After two mostly successful years at Wingate, James went on to help Catawba College win the Class B state championship in 1974, competing against teams such as Davidson and N.C. State. She also played softball and tennis at Catawba. Competing in three sports was her idea of heaven.

“I guess that’s when I started realizing, You know, this is what guys have been able to do for a long, long time,” she says. “The kids who are here now, they don’t realize, because it’s all they’ve ever known.”

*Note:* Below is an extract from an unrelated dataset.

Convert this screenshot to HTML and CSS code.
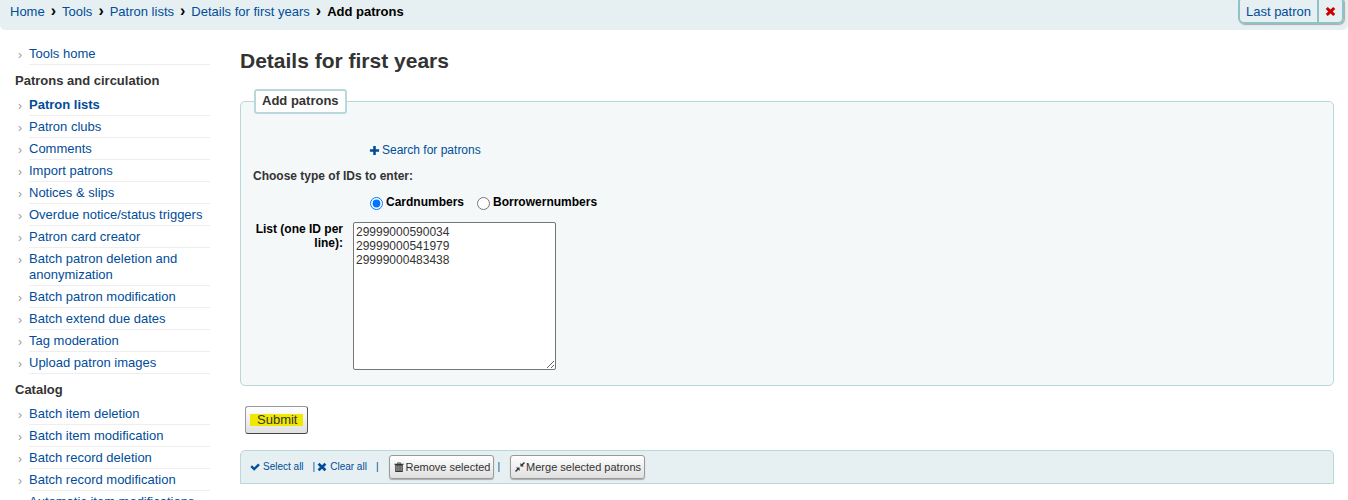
FILE: index.html
```
<!DOCTYPE html>
<html lang="en">
<head>
    <meta charset="UTF-8">
    <meta name="viewport" content="width=device-width, initial-scale=1.0">
    <title>Add patrons</title>
    <link rel="stylesheet" href="styles.css">
</head>
<body>
    <nav id="breadcrumbs">
        <ol>
            <li><a href="#">Home</a></li>
            <li><a href="#">Tools</a></li>
            <li><a href="#">Patron lists</a></li>
            <li><a href="#">Details for first years</a></li>
            <li class="current">Add patrons</li>
        </ol>
        <div class="last-patron">
            <a href="#">Last patron</a>
            <a href="#" class="remove" aria-label="Remove last patron">
                <svg class="icon" viewBox="0 0 12 12"><path d="M3 1 6 3.800 9 1l2.200 2.200L8.400 6l2.800 2.800L9 11 6 8.200 3 11 .8 8.800 3.600 6 .8 3.200z"/></svg>
            </a>
        </div>
    </nav>

    <div class="container">
        <aside id="navmenu">
            <ul>
                <li><a href="#">Tools home</a></li>
            </ul>
            <h5>Patrons and circulation</h5>
            <ul>
                <li><a href="#" class="current">Patron lists</a></li>
                <li><a href="#">Patron clubs</a></li>
                <li><a href="#">Comments</a></li>
                <li><a href="#">Import patrons</a></li>
                <li><a href="#">Notices &amp; slips</a></li>
                <li><a href="#">Overdue notice/status triggers</a></li>
                <li><a href="#">Patron card creator</a></li>
                <li><a href="#">Batch patron deletion and anonymization</a></li>
                <li><a href="#">Batch patron modification</a></li>
                <li><a href="#">Batch extend due dates</a></li>
                <li><a href="#">Tag moderation</a></li>
                <li><a href="#">Upload patron images</a></li>
            </ul>
            <h5>Catalog</h5>
            <ul>
                <li><a href="#">Batch item deletion</a></li>
                <li><a href="#">Batch item modification</a></li>
                <li><a href="#">Batch record deletion</a></li>
                <li><a href="#">Batch record modification</a></li>
                <li><a href="#">Automatic item modifications</a></li>
            </ul>
        </aside>

        <main>
            <h1>Details for first years</h1>

            <form id="add-patrons">
                <fieldset>
                    <legend>Add patrons</legend>
                    <a href="#" class="search">
                        <svg class="icon" viewBox="0 0 12 12"><path d="M4.600 1h2.800v3.600H11v2.800H7.400V11H4.600V7.400H1V4.600h3.600z"/></svg>
                        Search for patrons
                    </a>
                    <p>Choose type of IDs to enter:</p>
                    <div class="id-type">
                        <input type="radio" id="cardnumbers" name="id_type" checked>
                        <label for="cardnumbers">Cardnumbers</label>
                        <input type="radio" id="borrowernumbers" name="id_type">
                        <label for="borrowernumbers">Borrowernumbers</label>
                    </div>
                    <div class="id-list">
                        <label for="patrons">List (one ID per line):</label>
                        <textarea id="patrons" name="patrons">29999000590034
29999000541979
29999000483438</textarea>
                    </div>
                </fieldset>
                <button type="button" class="submit"><mark>Submit</mark></button>
            </form>

            <div class="table-controls">
                <a href="#">
                    <svg class="icon" viewBox="0 0 12 12"><path d="M.5 6 2.500 4 5 6.500 9.800 1.800l2 2L5 10.500z"/></svg>
                    Select all
                </a>
                <span class="sep">|</span>
                <a href="#">
                    <svg class="icon" viewBox="0 0 12 12"><path d="M3 1 6 3.800 9 1l2.200 2.200L8.400 6l2.800 2.800L9 11 6 8.200 3 11 .8 8.800 3.600 6 .8 3.200z"/></svg>
                    Clear all
                </a>
                <span class="sep last">|</span>
                <button type="button">
                    <svg class="icon" viewBox="0 0 12 12"><path fill-rule="evenodd" d="M4 2V.5h4V2h3.500v1.300h-1V12h-9V3.300h-1V2zM5 2h2v-.6H5zM3.100 4.300v6.400H4V4.300zM5.500 4.300v6.400h.9V4.300zM8 4.300v6.400h.9V4.300z"/></svg>
                    Remove selected
                </button>
                <span class="sep">|</span>
                <button type="button">
                    <svg class="icon" viewBox="0 0 12 12"><path d="M6.500 5.500V1.200L8 2.700 10.700 0 12 1.300 9.300 4l1.500 1.500zM5.500 6.500v4.300L4 9.300 1.300 12 0 10.700 2.700 8 1.200 6.500z"/></svg>
                    Merge selected patrons
                </button>
            </div>
        </main>
    </div>
</body>
</html>
```

FILE: styles.css
```
* {
    box-sizing: border-box;
}
body {
    margin: 0;
    background-color: #fff;
    color: #333;
    font-family: "Liberation Sans", Arial, sans-serif;
    font-size: 13px;
    line-height: 16px;
}
a {
    color: #004d99;
    text-decoration: none;
}
ul, ol {
    list-style: none;
    margin: 0;
    padding: 0;
}
.icon {
    width: 11px;
    height: 11px;
    fill: currentColor;
}

/* Breadcrumbs */
#breadcrumbs {
    display: flex;
    justify-content: space-between;
    height: 30px;
    padding: 0 4px 0 10px;
    background-color: #e6eff1;
    border-radius: 0 0 5px 5px;
}
#breadcrumbs ol {
    display: flex;
    padding-top: 4px;
}
#breadcrumbs li + li::before {
    content: "\203A";
    margin: 0 6px;
    color: #000;
    font-size: 16px;
    font-weight: bold;
    line-height: 12px;
}
#breadcrumbs .current {
    color: #000;
    font-weight: bold;
}
.last-patron {
    display: flex;
    height: 28px;
    margin-top: -4px;
    border: 2px solid #90c1c8;
    border-radius: 6px;
    box-shadow: 1px 1px 1px #aaa;
}
.last-patron a {
    padding: 6px 6px 0;
}
.last-patron .remove {
    border-left: 2px solid #90c1c8;
    padding-top: 7px;
    color: #c00;
}

/* Layout */
.container {
    display: flex;
    gap: 30px;
    padding: 0 14px 0 15px;
}
main {
    flex: 1;
    min-width: 0;
}

/* Left menu */
#navmenu {
    flex: 0 0 195px;
    padding-top: 13px;
}
#navmenu h5 {
    margin: 8px 0 5px;
    font-size: 13px;
}
#navmenu ul {
    padding-left: 14px;
}
#navmenu li {
    position: relative;
    padding: 3px 0 2px;
    border-bottom: 1px solid #eee;
}
#navmenu li::before {
    content: "\203A";
    position: absolute;
    left: -11px;
    top: 4px;
    color: #999;
    font-size: 12px;
}
#navmenu .current {
    font-weight: bold;
}

/* Form */
h1 {
    margin: 20px 0 17px;
    font-size: 21px;
    line-height: 22px;
}
fieldset {
    margin: 0;
    padding: 29px 12px 15px;
    border: 1px solid #b9d8d9;
    border-radius: 5px;
    background-color: #f4f8f9;
    font-size: 12px;
    line-height: 14px;
}
legend {
    margin-left: 1px;
    padding: 2px 6px 3px;
    border: 2px solid #b9d8d9;
    border-radius: 3px;
    background-color: #fff;
    font-size: 13px;
    font-weight: bold;
    line-height: 16px;
}
.search {
    display: flex;
    align-items: center;
    gap: 2px;
    margin-left: 116px;
}
fieldset p {
    margin: 12px 0;
    font-weight: bold;
}
.id-type {
    display: flex;
    margin-left: 117px;
    color: #000;
    font-weight: bold;
}
.id-type input {
    width: 13px;
    height: 13px;
    margin: 2px 3px 0 0;
}
.id-type label {
    margin-right: 13px;
}
.id-list {
    display: flex;
    gap: 10px;
    margin-top: 12px;
}
.id-list label {
    width: 90px;
    color: #000;
    font-weight: bold;
    text-align: right;
}
textarea {
    width: 203px;
    height: 148px;
    padding: 2px;
    border: 1px solid #767676;
    border-radius: 2px;
    color: #333;
    font: 12px/14px "Liberation Sans", Arial, sans-serif;
}

/* Buttons */
button {
    border: 1px solid #999;
    border-radius: 3px;
    background: linear-gradient(#fff, #e0e0e0);
    color: #333;
    font-family: inherit;
    white-space: nowrap;
}
.submit {
    display: block;
    height: 28px;
    margin: 20px 0 16px 5px;
    padding: 0 4px;
    border-color: #999 #555 #444 #999;
    font-size: 13px;
}
mark {
    display: block;
    padding: 0 6px 0 7px;
    background-color: #f0e800;
    color: #333;
    line-height: 12px;
}

/* Toolbar */
.table-controls {
    display: flex;
    align-items: center;
    height: 34px;
    padding-left: 9px;
    border: 1px solid #b9d8d9;
    border-radius: 5px 5px 0 0;
    background-color: #e6eff1;
    font-size: 10px;
}
.table-controls a, .table-controls button {
    display: flex;
    align-items: center;
    gap: 3px;
}
.table-controls .icon {
    width: 10px;
    height: 10px;
}
.table-controls button {
    height: 24px;
    padding: 0 3px 0 4px;
    font-size: 11px;
    gap: 1px;
    box-shadow: 0 1px 1px #aaa;
}
.sep {
    margin-left: 9px;
    margin-right: 2px;
    color: #004d99;
}
.sep.last {
    margin-right: 11px;
}
button + .sep {
    margin-left: 3px;
    margin-right: 10px;
}
```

There’s still a lot of work to do. WNBA players’ salaries are solid but nowhere near the astronomical figures made by NBA players. The Phoenix Mercury’s Diana Taurasi was the highest-paid WNBA player during the 2022 season, making $228,000. Meanwhile, another Phoenix professional basketball player, Suns backup center Jock Landale (ever heard of him?), is making $1.5 million this year. The largest salary in the NBA belongs to Stephen Curry, who will make a whopping $48 million this year (210 times Taurasi’s salary). Many WNBA players supplement their income by playing overseas in the offseason.

There might be room for improvement, but James is fully aware of how much progress has been made. She sees WNBA stars making six-figure salaries and the U.S. women’s national soccer team winning their battle for equal pay – and selling out 70,000-seat stadiums – and she smiles.

“I don’t think I will live to see the equal, even-steven, and I don’t know if it will ever get there, but if you think about where it was and where it is now, it’s like this,” she says, holding her hands far apart. “You can’t go from one extreme to the other. It’s really good that it is where it is, but I would like to see it get even better.

“We have a woman vice president, so it’s coming.”